Ellin: Kevin and I went to dinner with LeBron James, and the first thing he said was — and these are all the guys who now, seven years later, run his life — “This is my E, this is my Drama, this is my Turtle.”
Kevin, you got banged up during the party scene where you guys were tossing the football around with Russell Wilson, right?
Connolly: Yeah, I broke my leg playing, pushing a little harder maybe, because of Russell Wilson and Rob Gronkowski.
Ferrara: Treating it like the Super Bowl.
Connolly: [Laughs] I was treating it like the Super Bowl on many levels.

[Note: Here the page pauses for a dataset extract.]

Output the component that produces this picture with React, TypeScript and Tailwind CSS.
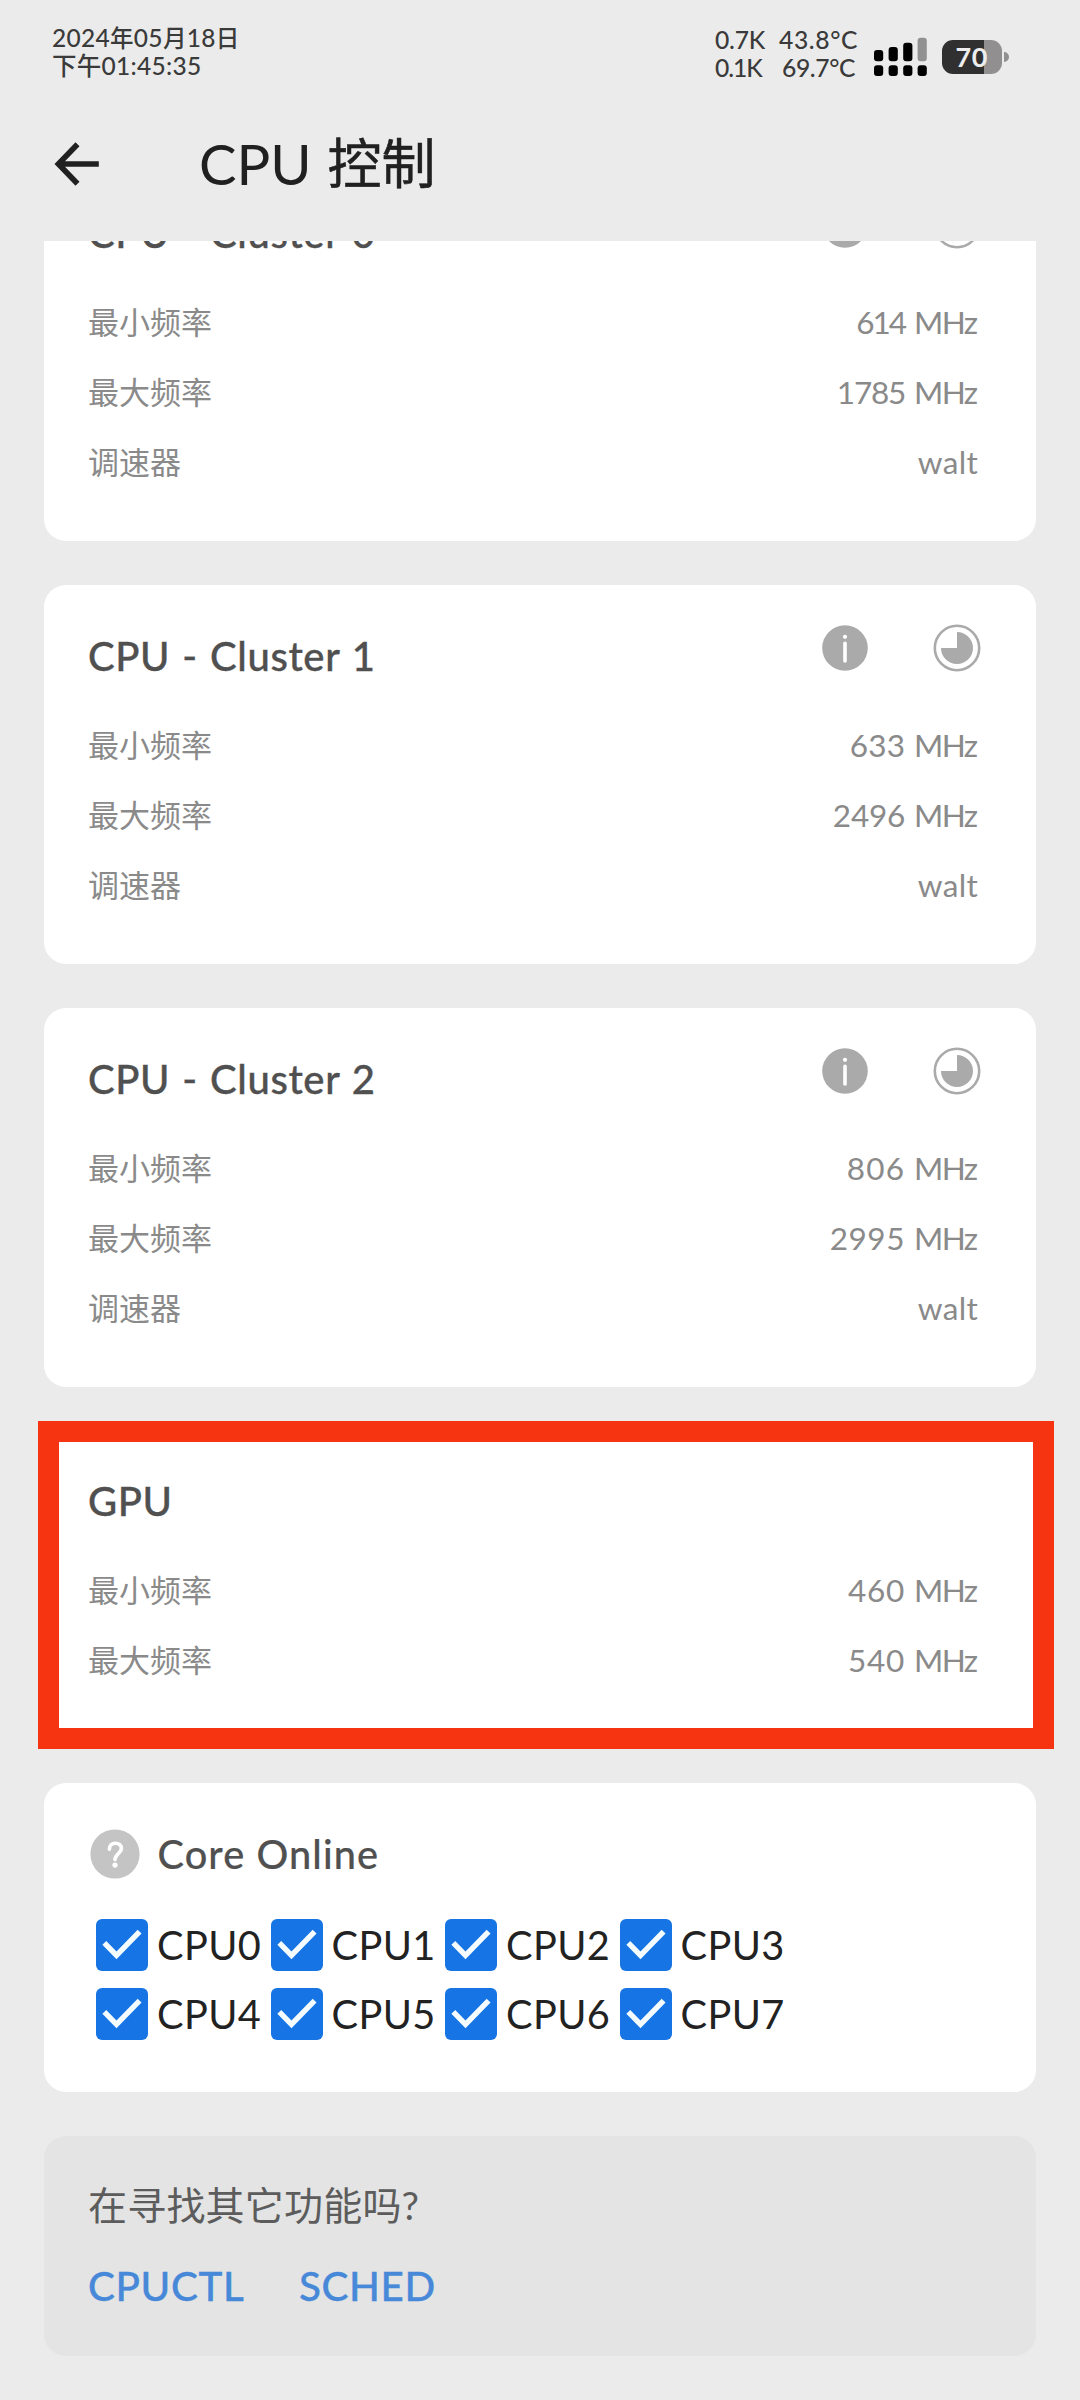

Piven: Maybe you should’ve treated it like scrimmage. [Laughs]
Connolly: Honestly, the best part — if I were to pull a positive out of that — we were shooting at this big house, and I went down, and I was able to pick myself up, and I basically went and hid in this room. I was just kind of laying there with my leg elevated, trying to figure out what I was going to do, and [New England Patriots stars] Rob Gronkowski and Julian Edelman came in — they took the time to walk a good distance to come check on me.
Ellin: And by the way, Gronkowski: I’m talking to friend of his about what he’d be willing to do, and he’s like, “He loves the show, he’ll do anything.” So I go up to him, and I’m a little nervous — it’s Rob Gronkowski — and I want to ask him to do something a little crazy, and he goes, “I just gotta tell you. I told my friends when I was 16 years old in high school that I was going to be on Entourage, and they thought I was crazy. And now I’m here.” He was so excited to be there, and so game to do anything.
Piven: I looked up at one point, and he was ladling out soup for the cast. And that’s not a joke.
Do you guys hope to do multiple movies?
Piven: You’ve gotta manage your expectations, as Doug wrote for Ari to say to E once. “Manage your client’s expectations.” We would all love to take a ride for as long as people are curious about it. But we can’t get ahead of ourselves.
Ellin: It’s up to these guys, but I’d like to do at least two more, and maybe an opera.
Connolly: [laughing] Turn it into a musical!
Entourage opens everywhere Wednesday.